Не повторится хорошая человеческая близость, которая была у нас и без которой так трудно жить. Я — человек не слабый и по натуре одиночка, но так часто, так часто одиночество бывает невыносимо. И после нашего настоящего счастья я не хочу никаких суррогатов[1677]
.Фильм «Глинка»[1678]
меня разочаровал. Это — сусальная биография из Четьи-Минеи[1679]. Зачем превращать Глинку в то, чем он не был? Жизнь его достаточно хороша и так. К чему же присусаливать и пересаливать?.. Артистка Орлова играет его сестру Людмилу, которая вышла замуж за Шестакова. А где же сестра (она ведь тоже была близка с братом), которая вышла замуж за Измайлова и породила Александра и Федора Николаевичей Измайловых? Мы знали их, когда я был еще ребенком, и у них хранились многочисленные глинкинские реликвии. Я помню картину, привезенную им из Италии: это был пейзаж с колокольней, украшенной настоящими часами; довольно безвкусно, но всем тогда нравилось.Старший Измайлов, Александр Николаевич, был очень одарен музыкально. Впоследствии он стал директором частной музыкальной школы в Москве. Дети его, куча девочек, были по возрасту между мной и сестрой Надей, и мы с ними постоянно играли. Одну из них в шутку зачислили в мои невесты.
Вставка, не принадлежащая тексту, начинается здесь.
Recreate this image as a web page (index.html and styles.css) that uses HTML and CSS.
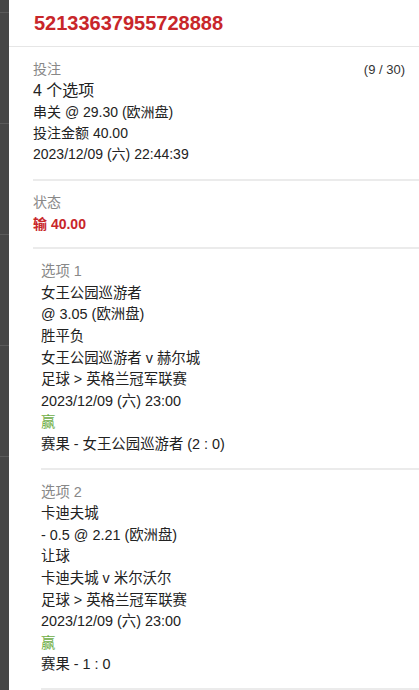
FILE: index.html
```html
<!DOCTYPE html>
<html lang="zh">
<head>
  <meta charset="UTF-8">
  <title>注单详情</title>
  <link rel="stylesheet" href="styles.css">
</head>
<body>

  <div class="page">
    <div class="backdrop">
      <div class="bd-row"></div>
      <div class="bd-row"></div>
      <div class="bd-row"></div>
      <div class="bd-row"></div>
      <div class="bd-row"></div>
    </div>

    <div class="panel">
      <div class="head">
        <div class="ticket-no">52133637955728888</div>
      </div>

      <div class="sec sec-bet">
        <div class="sec-top">
          <span class="label">投注</span>
          <span class="count">(9 / 30)</span>
        </div>
        <div class="big">4 个选项</div>
        <div class="row">串关 @ 29.30 (欧洲盘)</div>
        <div class="row">投注金额 40.00</div>
        <div class="row">2023/12/09 (六) 22:44:39</div>
      </div>

      <div class="sec sec-status">
        <div class="label">状态</div>
        <div class="status lose">输 40.00</div>
      </div>

      <div class="legs">
        <div class="leg">
          <div class="label">选项 1</div>
          <div class="line">女王公园巡游者</div>
          <div class="line">@ 3.05 (欧洲盘)</div>
          <div class="line">胜平负</div>
          <div class="line">女王公园巡游者 v 赫尔城</div>
          <div class="line">足球 &gt; 英格兰冠军联赛</div>
          <div class="line">2023/12/09 (六) 23:00</div>
          <div class="line win">赢</div>
          <div class="line">赛果 - 女王公园巡游者 (2 : 0)</div>
        </div>

        <div class="leg">
          <div class="label">选项 2</div>
          <div class="line">卡迪夫城</div>
          <div class="line">- 0.5 @ 2.21 (欧洲盘)</div>
          <div class="line">让球</div>
          <div class="line">卡迪夫城 v 米尔沃尔</div>
          <div class="line">足球 &gt; 英格兰冠军联赛</div>
          <div class="line">2023/12/09 (六) 23:00</div>
          <div class="line win">赢</div>
          <div class="line">赛果 - 1 : 0</div>
        </div>
      </div>
    </div>
  </div>

</body>
</html>
```

FILE: styles.css
```css
body {
  margin: 0;
  padding: 0;
  background: #fff;
  color: #222;
  font-family: 'Liberation Sans', Arial, 'Noto Sans CJK SC', sans-serif;
  font-size: 14px;
  overflow: hidden;
}

.page {
  display: flex;
  height: 690px;
}

.backdrop {
  width: 9px;
  flex-shrink: 0;
  background: #464646;
  display: flex;
  flex-direction: column;
  gap: 110px;
  padding-top: 12px;
  box-sizing: border-box;
}

.bd-row {
  height: 1px;
  background: #5a5a5a;
}

.panel {
  flex: 1;
  background: #fff;
  min-width: 0;
}

.head {
  padding: 10px 25px;
  border-bottom: 1px solid #e6e6e6;
}

.ticket-no {
  font-size: 20px;
  line-height: 26px;
  font-weight: bold;
  color: #c8262a;
}

.sec {
  margin-left: 24px;
  padding-right: 14px;
  border-bottom: 2px solid #ebebeb;
}

.sec-bet {
  padding-top: 12px;
  padding-bottom: 14.5px;
}

.sec-status {
  padding-top: 11px;
  padding-bottom: 12.5px;
}

.sec-top {
  display: flex;
  justify-content: space-between;
  line-height: 21px;
}

.label {
  color: #888;
  line-height: 21px;
}

.count {
  font-size: 13px;
  color: #333;
}

.big {
  font-size: 16px;
  line-height: 22px;
}

.row {
  line-height: 20.75px;
}

.status {
  line-height: 22px;
  font-weight: bold;
}

.lose {
  color: #c8262a;
}

.legs {
  margin-left: 32px;
}

.leg {
  padding: 12px 0;
  border-bottom: 2px solid #ebebeb;
  font-size: 14.4px;
}

.leg .label {
  line-height: 21.6px;
}

.line {
  line-height: 21.6px;
}

.win {
  color: #6dad45;
}
```
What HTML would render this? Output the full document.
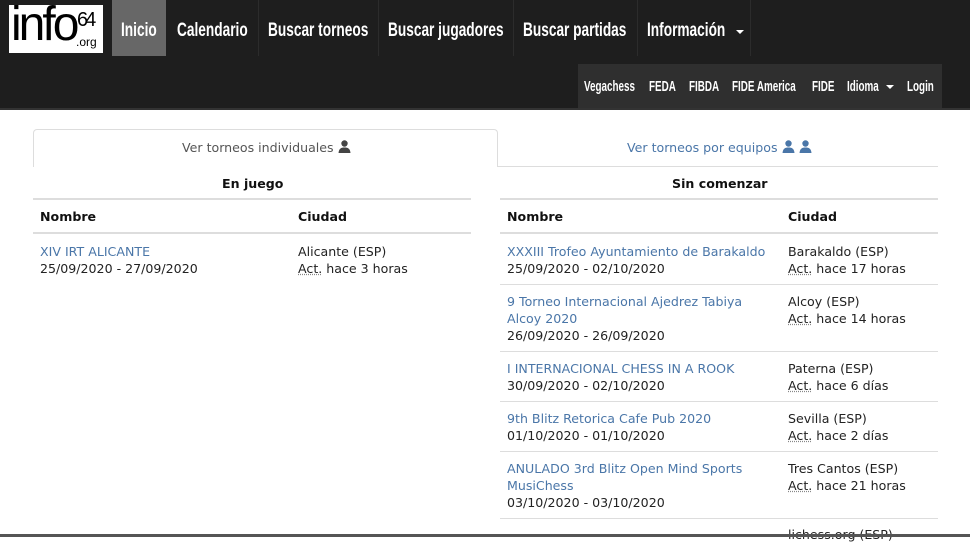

Помню одно чаепитие у них и беседу старших о только что появившемся романе Беллами «Взгляд назад». Впервые тогда я услышал рассуждения о прогрессе и жизни через сто и даже тысячу лет. Это было в 1891 году, осенью, и мы жили в доме Измайловых в Смоленске. Мне было восемь лет.
Младший Измайлов, Федор Николаевич, был бравым гвардейским полковником, ремонтером гвардии. В 1893 году он поехал на выставку в Чикаго показывать русских лошадей и русскую езду, имел большой успех, но прогорел и поступил в лакеи к Рокфеллеру, чтобы заработать на обратную дорогу. Как-то хозяин сделал ему замечание, что он не умеет стоять за спинками стульев. Он ответил: «В этом нет ничего удивительного. Я привык сидеть, а не стоять за стульями». За это он был изгнан и нашел место конюха, которое в течение года позволило ему скопить деньги на возвращение. Когда у него спросили, почему он не обращался в консульство, он ответил: «А мое служебное положение?» И в самом деле… Он не был женат, но у него имелась незаконная дочь Ольга Почтарева — очень красивая девица с русалочьими глазами, года на два старше, чем я. Воскресенья она проводила у нас, и я всегда ходил провожать ее. Она мне немного нравилась, но романа не вышло.